Theoretical and Experimental Investigation of Functionalized Cyanopyridines Yield an Anolyte with an Extremely Low Reduction Potential for Nonaqueous Redox Flow Batteries

Abstract

Cyanopyridines and cyanophenylpyridines were investigated as anolytes for nonaqueous redox flow batteries (RFBs). The three isomers of cyanopyridine are reduced at potentials of −2.2 V or lower vs. ferrocene+/0 (Fc+/0), but the 3-CNPy⋅− radical anion forms a sigma-dimer that is re-oxidized at E≈−1.1 V, which would lead to poor voltaic efficiency in a RFB. Bulk electrochemical charge-discharge cycling of the cyanopyridines in acetonitrile and 0.50 M [NBu4][PF6] shows that 2-CNPy and 4-CNPy lose capacity quickly under these conditions, due to irreversible chemical reaction/decomposition of the radical anions. Density-functional theory (DFT) calculations indicated that adding a phenyl group to the cyanopyridines would, for some isomers, limit dimerization and improve the stability of the radical anions, while shifting their E1/2 only about +0.10 V relative to the parent cyanopyridines. Among the cyanophenylpyridines, 3-CN-6-PhPy and 3-CN-4-PhPy are the most promising as anolytes. They exhibit reversible reductions at E1/2=−2.19 and −2.22 V vs. ferrocene+/0, respectively, and retain about half of their capacity after 30 bulk charge-discharge cycles. An improved version of 3-CN-6-PhPy with three methyl groups (3-cyano-4-methyl-6-(3,5-dimethylphenyl)pyridine) has an extremely low reduction potential of −2.50 V vs.
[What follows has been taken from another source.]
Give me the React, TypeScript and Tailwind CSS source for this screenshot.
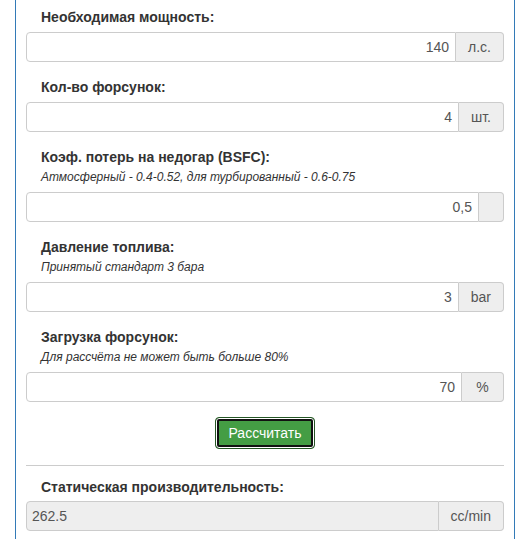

Fc+/0 (the lowest reported for a nonaqueous RFB anolyte) and loses only 0.21 % of capacity per cycle during charge-discharge cycling in acetonitrile.Cyanopyridines are reduced at low potentials in organic solvents and are therefore a promising class of molecules for anolytes for nonaqueous redox-flow batteries (RFBs). Quantum computations suggest that properly placed phenyl and methyl substituents shift the reduction potentials even lower than those of the parent cyanopyridines and prevent dimerization of the radical anions. The optimal molecule has a reduction potential in CH3CN of −2.50 V vs. Fc+/0, the lowest reported for a RFB anolyte.